What a lovely post, Dawn.
I wanted to confirm my membership in the Meagan fanclub. Not only is she amazing in her own right, she’s been an incredible help to me in getting my writing career started. When I met her, through insecure writers, I didn’t have anything published and now, since September, I have published 9 articles.
AND she’s been an incredible support while I’ve been trying to cope with having a (premature) newborn and a three year old while still trying to write.
Meagan rocks in all ways, and to misquote the Irish saying ‘may the most she hopes for be the least she gets’
Embarassed yet, Meagan?
I read this entry this morning and went on about my day …tralala…and all day,I keep thinking about what you’ve written. So many things are sticking out in my mind as valuable lessons , both from Megan’s success story and the “shitty mom” comments. Thanks for passing along some inspiration
Wow. Who is Meagan?
And how can I find out more about this Insecure Writers thing?
Ooohhhh Dawn–you are in SO much trouble!
I just got online after being off for a day and thought “I wonder what lovely Dawn is up to?” and wandered over here, and now, er, wow. I am so flattered, and blushing furiously!
Well, that’s all I can say about that.
Actually, after reading more carefully and reading the comments, that’s NOT all I have to say! But I will have to do it later, since I’m not at my own house right now and I’ve been rudely hogging the computer and ignoring my hostess for a while.
Meagan is an unselfish, positive inspiration to mothers and would-be writers everywhere.
Thanks for telling everyone else, especially in response to that all-too-common tearing down.
Funny.

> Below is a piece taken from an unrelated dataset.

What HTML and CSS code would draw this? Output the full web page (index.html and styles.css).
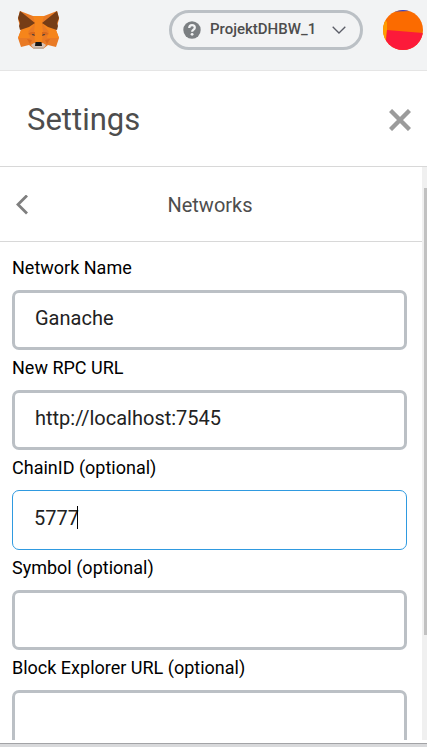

Today, amidst considerations of my laissez-faire approach to writing, thoughts of Meagan and all she has aspired to and achieved in the time that I’ve ‘known’ her online keep seeping in. I randomly popped in here to find this lovely entry about her. She truly is an inspiration and an invigorator, she truly is some mama!
I also admire Meagan and her work, and you too, Dawn. I don’t know how you both do it with the babies, and also wish I could.
This is amazing. Another woman named Meagan who has accomplished my dream.